En nuestro medio las elites heredaron del régimen colonial y de nuestro pobre republicanismo la mala costumbre de comprar y vender privilegios. En la época de la Colonia un comerciante y propietario de grandes extensiones de tierra, llamado simplemente Jorge Miguel Lozano, quería ser más igual que los demás terratenientes de su época y decidió comprar un título nobiliario que el Rey de España, Carlos III, estaba vendiendo para acrecentar sus arcas reales y paliar las deterioradas finanzas del imperio. El título comprado le permitió a Jorge Miguel llamarse Marqués de San Jorge, solo que el muy avispado no pagó la obligación que tenía para convalidar el título de marqués. Desde entonces somos un país de evasores y de vivos.

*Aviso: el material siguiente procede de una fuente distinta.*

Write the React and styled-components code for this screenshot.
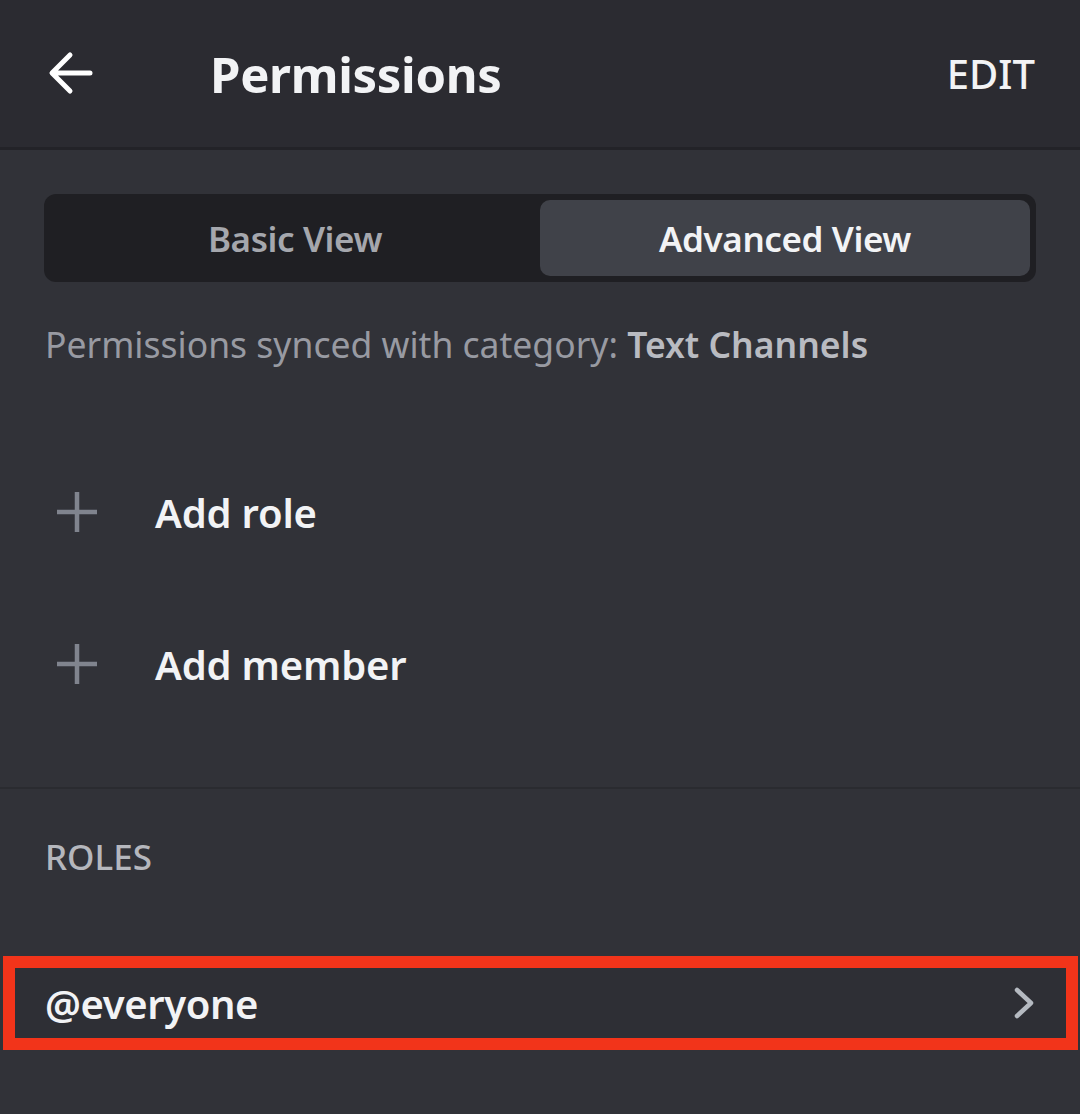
import React from 'react';
import styled, { createGlobalStyle } from 'styled-components';

const GlobalStyle = createGlobalStyle`
  html, body {
    margin: 0;
    padding: 0;
    background: #313238;
  }
  body {
    font-family: "Noto Sans", "Open Sans", sans-serif;
    -webkit-font-smoothing: antialiased;
  }
`;

const Screen = styled.div`
  width: 1080px;
  height: 1114px;
  background: #313238;
  overflow: hidden;
`;

const Header = styled.header`
  height: 147px;
  display: flex;
  align-items: center;
  padding: 0 45px 0 48px;
  background: #2b2b31;
  border-bottom: 3px solid #232328;
`;

const BackButton = styled.button`
  width: 46px;
  height: 46px;
  padding: 0;
  border: none;
  background: none;
  display: flex;
  align-items: center;
  justify-content: center;
  margin-right: 116px;
  margin-top: -2px;
`;

const Title = styled.h1`
  flex: 1;
  margin: 0;
  font-size: 49px;
  font-weight: 700;
  color: #f2f3f5;
  letter-spacing: -0.3px;
`;

const EditButton = styled.button`
  border: none;
  background: none;
  padding: 0;
  font-family: inherit;
  font-size: 40px;
  font-weight: 500;
  color: #f2f3f5;
`;

const Body = styled.main`
  padding: 44px 44px 0;
`;

const Segmented = styled.div`
  height: 88px;
  box-sizing: border-box;
  padding: 6px;
  display: grid;
  grid-template-columns: 1fr 1fr;
  background: #1f1f23;
  border-radius: 12px;
`;

const Segment = styled.div`
  display: flex;
  align-items: center;
  justify-content: center;
  border-radius: 10px;
  font-size: 35px;
  font-weight: 600;
  letter-spacing: -0.4px;
  color: ${p => (p.$active ? '#f2f3f5' : '#a5a7ad')};
  background: ${p => (p.$active ? '#404249' : 'transparent')};
`;

const SyncNote = styled.p`
  margin: 40px 0 0 1px;
  font-size: 35.5px;
  font-weight: 400;
  color: #989aa2;
  line-height: 44px;

  strong {
    font-weight: 600;
    color: #b9bbc1;
  }
`;

const AddList = styled.div`
  margin-top: 70px;
`;

const AddRow = styled.div`
  height: 152px;
  display: flex;
  align-items: center;
  padding-left: 13px;
  gap: 58px;
  font-size: 40px;
  font-weight: 600;
  color: #f2f3f5;
  letter-spacing: -0.2px;
`;

const Divider = styled.hr`
  margin: 47px -44px 0;
  border: none;
  height: 2px;
  background: #2a2b30;
`;

const SectionLabel = styled.h2`
  margin: 48px 0 0 1px;
  font-size: 35px;
  font-weight: 500;
  color: #b5b7bd;
  line-height: 40px;
`;

const Highlight = styled.div`
  margin: 79px -42px 0 -41px;
  border: 12px solid #f2341a;
  height: 94px;
  box-sizing: border-box;
`;

const RoleRow = styled.div`
  height: 100%;
  display: flex;
  align-items: center;
  justify-content: space-between;
  padding: 0 31px 0 30px;
  background: #2e2f35;
  font-size: 40px;
  font-weight: 600;
  color: #f2f3f5;
  letter-spacing: -0.4px;
`;

const ArrowLeft = () => (
  <svg width="46" height="46" viewBox="0 0 46 46" fill="none">
    <path d="M42 23H5M22 5L4 23l18 18" stroke="#fff" strokeWidth="5" strokeLinecap="round" strokeLinejoin="round" />
  </svg>
);

const Plus = () => (
  <svg width="40" height="42" viewBox="0 0 40 42" fill="none">
    <path d="M20 1v40M0 21h40" stroke="#80848e" strokeWidth="4.5" />
  </svg>
);

const Chevron = () => (
  <svg width="22" height="32" viewBox="0 0 22 32" fill="none">
    <path d="M4 3l14 13L4 29" stroke="#b5bac1" strokeWidth="4.5" strokeLinecap="round" strokeLinejoin="round" />
  </svg>
);

export default function App() {
  return (
    <Screen>
      <GlobalStyle />
      <Header>
        <BackButton aria-label="Back">
          <ArrowLeft />
        </BackButton>
        <Title>Permissions</Title>
        <EditButton>EDIT</EditButton>
      </Header>
      <Body>
        <Segmented>
          <Segment>Basic View</Segment>
          <Segment $active>Advanced View</Segment>
        </Segmented>
        <SyncNote>
          Permissions synced with category: <strong>Text Channels</strong>
        </SyncNote>
        <AddList>
          <AddRow>
            <Plus />
            Add role
          </AddRow>
          <AddRow>
            <Plus />
            Add member
          </AddRow>
        </AddList>
        <Divider />
        <SectionLabel>ROLES</SectionLabel>
        <Highlight>
          <RoleRow>
            @everyone
            <Chevron />
          </RoleRow>
        </Highlight>
      </Body>
    </Screen>
  );
}
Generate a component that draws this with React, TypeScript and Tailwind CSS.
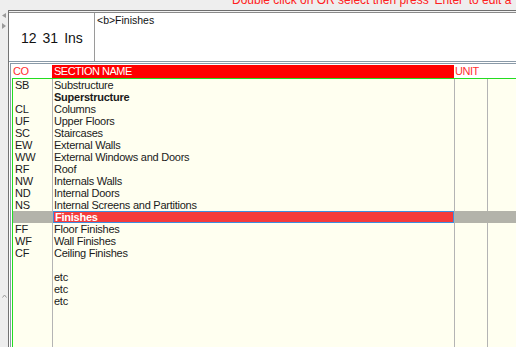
import React from "react";

type Row = { code: string; name: string; bold?: boolean; selected?: boolean };

const rows: Row[] = [
  { code: "SB", name: "Substructure" },
  { code: "", name: "Superstructure", bold: true },
  { code: "CL", name: "Columns" },
  { code: "UF", name: "Upper Floors" },
  { code: "SC", name: "Staircases" },
  { code: "EW", name: "External Walls" },
  { code: "WW", name: "External Windows and Doors" },
  { code: "RF", name: "Roof" },
  { code: "NW", name: "Internals Walls" },
  { code: "ND", name: "Internal Doors" },
  { code: "NS", name: "Internal Screens and Partitions" },
  { code: "", name: "Finishes", selected: true },
  { code: "FF", name: "Floor Finishes" },
  { code: "WF", name: "Wall Finishes" },
  { code: "CF", name: "Ceiling Finishes" },
  { code: "", name: "" },
  { code: "", name: "etc" },
  { code: "", name: "etc" },
  { code: "", name: "etc" },
];

function TableRow({ r }: { r: Row }) {
  if (r.selected) {
    return (
      <div className="flex h-[12px] shrink-0 bg-[#b3b3aa] leading-[12px]">
        <div className="w-[40px] shrink-0 border-r border-[#b3b3aa] pl-[2px]">{r.code}</div>
        <div className="w-[401px] shrink-0 border border-[#3d8fe0] bg-[#f53b3b] pl-[1px] font-bold text-white leading-[10px]">
          {r.name}
        </div>
        <div className="flex-1" />
      </div>
    );
  }
  return (
    <div className="flex h-[12px] shrink-0 leading-[12px]">
      <div className="w-[40px] shrink-0 border-r border-[#b4b4b4] pl-[2px]">{r.code}</div>
      <div
        className={
          "w-[402px] shrink-0 border-r border-[#b4b4b4] pl-[1px] whitespace-nowrap" +
          (r.bold ? " font-bold" : "")
        }
      >
        {r.name}
      </div>
      <div className="w-[33px] shrink-0 border-r border-[#b4b4b4]" />
      <div className="flex-1" />
    </div>
  );
}

export default function App() {
  return (
    <div className="w-[516px] h-[347px] overflow-hidden bg-[#eeeeee] flex flex-col font-['Liberation_Sans',Arial,sans-serif]">
      {/* top message bar */}
      <div className="h-[10px] shrink-0 overflow-hidden">
        <div className="mt-[-7px] pl-[232px] whitespace-nowrap text-[12px] leading-[14px] text-[#ff2020]">
          Double click on OR select then press 'Enter' to edit a
        </div>
      </div>

      <div className="flex flex-1 min-h-0">
        {/* left strip */}
        <div className="w-[8px] shrink-0 flex flex-col items-start pl-[2px] pt-[3px]">
          <svg width="4" height="5" viewBox="0 0 4 5">
            <polygon points="4,0 4,5 0,2.5" fill="#9a9a9a" />
          </svg>
          <svg width="4" height="6" viewBox="0 0 4 6" className="mt-[5px]">
            <polygon points="0,0 0,6 4,3" fill="#9a9a9a" />
          </svg>
          <svg width="5" height="4" viewBox="0 0 5 4" className="mt-[265px]">
            <polyline points="0.5,3.5 2.5,1 4.5,3.5" fill="none" stroke="#9a9a9a" strokeWidth="1" />
          </svg>
        </div>

        {/* main */}
        <div className="flex-1 flex flex-col bg-white border-l border-[#737373] min-w-0">
          <div className="h-[1px] shrink-0 bg-[#6e6e6e]" />
          <div className="h-[1px] shrink-0 bg-[#f2f2f2]" />
          <div className="h-[1px] shrink-0 bg-[#8a8a8a]" />

          {/* header area */}
          <div className="h-[49px] shrink-0 flex border-b border-[#8a9aa8]">
            <div className="w-[85px] shrink-0 flex items-center pl-[12px] gap-[6px] text-[14px] text-[#111] pt-[3px]">
              <span>12</span>
              <span>31</span>
              <span>Ins</span>
            </div>
            <div className="flex-1 border-l border-[#9a9a9a] pl-[2px] pt-[1px] text-[10.5px] leading-[12px] text-[#111]">
              &lt;b&gt;Finishes
            </div>
          </div>

          {/* table */}
          <div className="flex-1 min-h-0 flex flex-col pt-[1px]">
            <div className="flex-1 min-h-0 ml-[1px] flex flex-col border-l border-t border-[#8a9aa8] pt-[1px] text-[11px] tracking-[-0.25px]">
              <div className="flex h-[13px] shrink-0 leading-[13px] tracking-[-0.5px]">
                <div className="w-[41px] shrink-0 pl-[2px] text-[#ff3030]">CO</div>
                <div className="w-[402px] shrink-0 bg-[#ff0000] pl-[2px] text-white">SECTION NAME</div>
                <div className="flex-1 pl-[1px] text-[#ff3030]">UNIT</div>
              </div>
              <div className="flex-1 min-h-0 ml-[1px] flex flex-col border-l border-t border-[#22dd22] bg-[#fffff0] text-[#1a1a1a]">
                {rows.map((r, i) => (
                  <TableRow key={i} r={r} />
                ))}
                <div className="flex flex-1">
                  <div className="w-[40px] shrink-0 border-r border-[#b4b4b4]" />
                  <div className="w-[402px] shrink-0 border-r border-[#b4b4b4]" />
                  <div className="w-[33px] shrink-0 border-r border-[#b4b4b4]" />
                  <div className="flex-1" />
                </div>
              </div>
            </div>
          </div>
        </div>
      </div>
    </div>
  );
}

En el siglo XIX votar no era un derecho para todos, sino un privilegio de quienes tenían dinero. En las primeras constituciones adoptadas en la naciente nación, solo podían votar los hombres mayores de edad, casados y que poseyeran propiedades. No podían hacerlo esclavos, analfabetas, mujeres, ni pobres. La Constitución de 1886, por ejemplo, estableció que para poder votar era necesario en primer lugar ser hombre, y además saber leer y escribir, tener ingresos anuales de más de quinientos pesos o propiedades cuyo costo fuese superior a mil quinientos pesos. Las mujeres no existían para la democracia ni para el sistema electoral. Ese era el tamaño de nuestra democracia en un país donde la inmensa mayoría de los ciudadanos de entonces eran analfabetos y la propiedad sobre la tierra descansaba en un puñado de terratenientes.
Los privilegios en Colombia han sido el resultado
de la combinación de todas las formas de lucha
por parte de las castas dominantes de ayer y de hoy
Los privilegios en Colombia han sido el resultado de la combinación de todas las formas de lucha por parte de las castas dominantes de ayer y de hoy. La principal forma utilizada ha sido “a sangre y fuego”, la guerra es el gran negocio. Pero también los gobiernos y las leyes han sido utilizados para otorgar y adquirir privilegios de todo orden, sobre la tierra, el agua, los recursos naturales, el espacio público, los cargos públicos, las elecciones, en fin, el mundo de la compra y ventaja de privilegios es amplio y ajeno.
La alcaldada de la venta y compra del pico y placa es solo un doloroso ejemplo de hasta donde hemos llegado, o mejor aún, hasta donde han llegado los detentadores del poder y el profundo silencio que guardamos ante sus desmanes, mientras refunfuñamos a solas.